The NIR was also demonstrated on the three test networks. It consistently followed our intuition on the prediction of resilient networks. We found success using the NIR with a high \(\alpha\) value to predict resiliency. It would be interesting to learn more about the application of this metric with \(\alpha = 1\) (or even less than one) and possibly its relationship with availability or reliability.

With respect to disaster planning, one factor that is not covered in this work is the communication of mission critical requirement information between the users and the network. In [49], extended Service Level Agreements (SLAs) are proposed for this purpose.

10 Conclusions

In this work, we discuss the network design process as it relates to disaster planning and present a novel network resilience metric (NIR) and a reduced state based method to analyze multilayer networks for geographic vulnerabilities known as the Self-Pruning Network State Generation (SP-NSG) algorithm. The SP-NSG uses the idea of pruning the state space during the execution of the algorithm to reduce the number of network states to test.

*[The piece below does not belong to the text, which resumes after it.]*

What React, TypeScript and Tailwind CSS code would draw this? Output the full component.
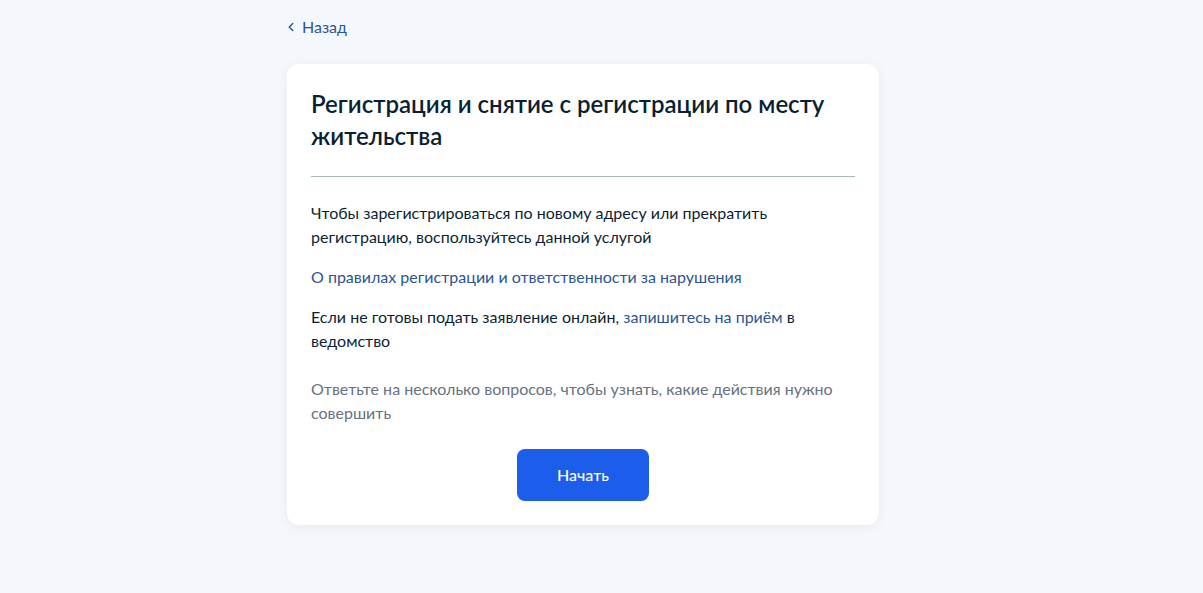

The overall results demonstrate that it is possible to use state based techniques and the NIR to efficiently analyze large multilayer networks for specific types of failure modes like geographically correlated failures. In the future, network testing for multilayer networks needs to be expanded. With different objectives for various mission critical networks, innovative network testing should be created to address the different objectives. In addition, most network tests of multilayer networks are not efficient for large node sets or large demand sets. More efficient multilayer network testing would also be beneficial.